It’s now become such a common theme across the United States – at least in the eyes of the mainstream media – that CNN probably has a chyron for it on hot standby at all times. “Police reform” is among the hottest topics for debate as we move into the final phase of the general election. Whether you’re talking about defunding the police, abolishing them altogether or simply “fixing” their standard operating procedures, everyone seems to want to tell the cops how they should be doing their jobs in a more culturally enlightened fashion.
So what do the actual men and women in blue think about this? A recent survey of police department leaders across the nation conducted by the Washington Times shows a fairly consistent trend. The cops know how to do their jobs and all of these calls for “sweeping changes” by social justice warriors are not going to be acceptable. One board member of the National Organization of Black Law Enforcement Executives (NOBLEE) summed up the feelings of a majority of LEOs by saying, “We are accredited because all of our policies are best practices,” while acknowledging that their policies should always remain under regular review and be open for improvements.
Police departments say they won’t bow to demands by social justice warriors for sweeping changes to policing protocols that govern the use of force, traffic stops, serving warrants and dealing with subjects who resist arrest.
A Washington Times survey of police departments across the country and national law enforcement organizations found most opted for slight adjustments to standard operating procedures rather than major overhauls.
Gina V. Hawkins, the police chief in Fayetteville, North Carolina, said her department has implemented at least 30 changes since Memorial Day, when George Floyd died in the custody of Minneapolis police.
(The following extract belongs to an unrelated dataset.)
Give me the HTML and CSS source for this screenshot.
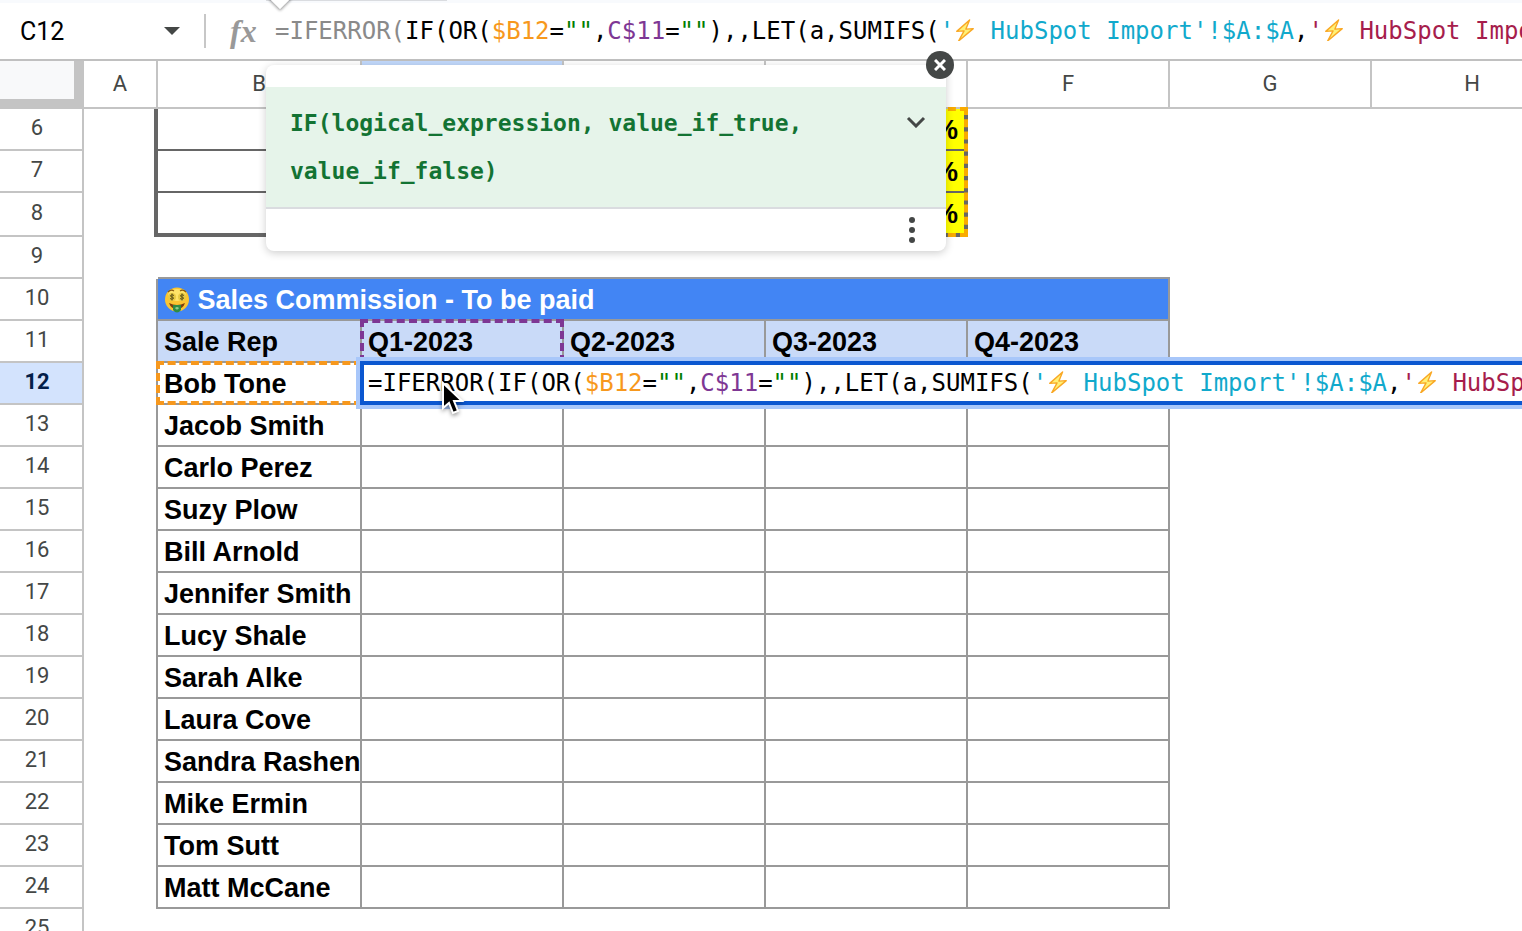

But she described the adjustments as “minor tweaks.”
In general terms, Hawkins isn’t saying anything that shouldn’t already be obvious. The police have been in the business of law enforcement for a long time. They know what works and what doesn’t work. And people with no experience in the nitty-gritty reality of maintaining order in the public square are ill-equipped to come storming in, demanding “sweeping changes” to a system they barely understand.
We’re not just talking about activists, protesters and rioters here, either. The same can often be said for executive branch officials at every level. Just as the President of the United States is the final authority in matters pertaining to the military, governors and mayors are tasked with exercising control over state and municipal law enforcement departments. But that doesn’t suddenly make the President a seasoned combat veteran or war-planner any more than a mayor or governor miraculously becomes an expert in policing the streets upon being sworn in.
One of the most glaring examples of this phenomenon came to us this week from Portland, Oregon. Mayor Ted Wheeler issued an executive order banning the use of teargas by his police departments in the face of dangerous riots. He obviously did this in an effort to placate the mobs currently running wild in his city (for all that good that’s going to do) but all he will succeed in accomplishing is crippling the effectiveness of the Portland Police force during the next round of riots.
We shouldn’t need to do more than ask one simple question. What does Ted Wheeler know about being a cop? The guy grew up in a wealthy family that operated a major lumber business. He went to college to study economics and business management and then almost immediately became a politician. His total experience with teargas was when he himself got gassed by federal agents when he took to the streets to “support” the demonstrators. I’m sure that wasn’t enjoyable, but it’s not much of a basis for making sweeping decisions like that.
Another thing that seems obvious from the results of this survey is that “one size fits all” doesn’t work when it comes to law enforcement policies. As with most all governmental matters, different places around the country deal with a variety of conditions on the ground and specific needs. This is equally true of policing. Life for members of the NYPD, with 36,000 officers, tens of thousands of vehicles and a budget measured in the billions is a far cry from that of Humperdink, Pennsylvania, population 1,029, where their five cops are best known for drinking coffee at the Sunny Mornings Diner and their dispatch desk shuts down every evening at 6 pm because Billie Jean has to get home in time to milk the cows.
Saying all cops have to wear body cameras sounds great in a press conference and that technology has been a huge boon to the cops in New York City. They are frequently in dangerous gang territory and wind up in violent encounters that need to be well documented to avoid crippling lawsuits, as well as ensuring that none of the cops have gone bad or are simply lacking in training. But those body cameras, including maintenance and video storage, can cost upwards of $1,000 per year. In Humperdink, the cops are still trying to scrape up the money to replace the muffler on one of their two squad cars. And the worst criminal event they’ve had to deal with in the past year was the time that Phil Morgan got drunk and nearly shot Betty Lou Archer’s poodle.
The point is, there will always be room for improvement in policing. But those policies need to be set with an eye toward established best practices by people who know first-hand what it means to uphold the law and maintain order. And that solution isn’t going to be found in a list of demands from a group of Antifa terrorists who have taken over the local Subway sandwich shop.